Here's a cool little example of why I think Radar is such a great product. I came in to town yesterday for 24 hours—we're spending the rest of the summer out on Shelter Island—to do a couple of meetings, including one this morning on 57th Street. My plan was to do the meeting, then pop over to the Apple Store and buy a new iPhone 3G. Before I left for the meeting, I typed the address I was headed towards—9 West 57th Street—into Radar, just to see what was in the "1,000 foot view." (In part because I was thinking I might show a live Radar feed in the meeting.)
And what shows up at the very top of my Radar?

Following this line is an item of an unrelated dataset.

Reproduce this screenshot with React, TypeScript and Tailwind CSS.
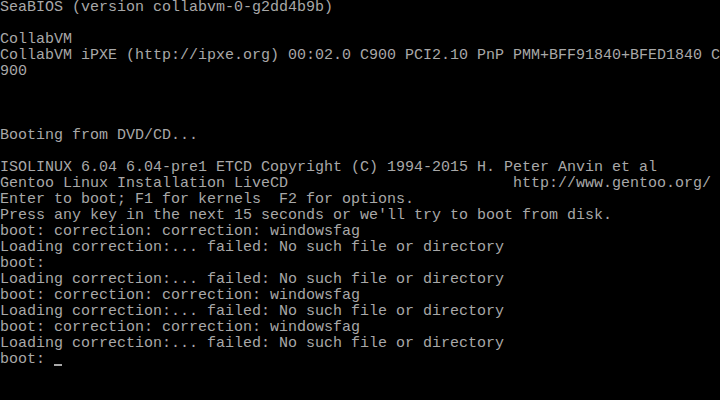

A link to this story from Racked, talking about the 3-4 hour lines at the Apple Store on 5th Ave, with a photo of yesterday's insane morning line. One look at that page, and my morning plans were changed.
There are bunch of cool things worth noting about this particular use case:
First, given my objectives for the morning, that Racked story was probably the single most relevant piece of information that I could have seen right before I left for midtown. And Radar had it at the top of the feed. Nice!
Second, this is a classic example of the utility of networked journalism. Sure, Racked is not exactly unearthing political corruption here, or exposing dangerous conditions at the mill. But it's providing information that's genuinely useful, that traditional sources don't provide. The Times isn't going to cover the iPhone line ten days after the launch, and while the Apple site updates store availability nightly, it reports nothing about line length. But this is exactly the kind of thing Racked is brilliant at covering. (Nice, Lockhart!)
Third, note that I didn't even have to type a search term into Radar ("iPhone lines") to get this information. My only filter was my exact location. That doesn't always work quite this perfectly, of course, but it shows you the power of the 1,000-ft view as a way of determining relevance without any other hint from the user.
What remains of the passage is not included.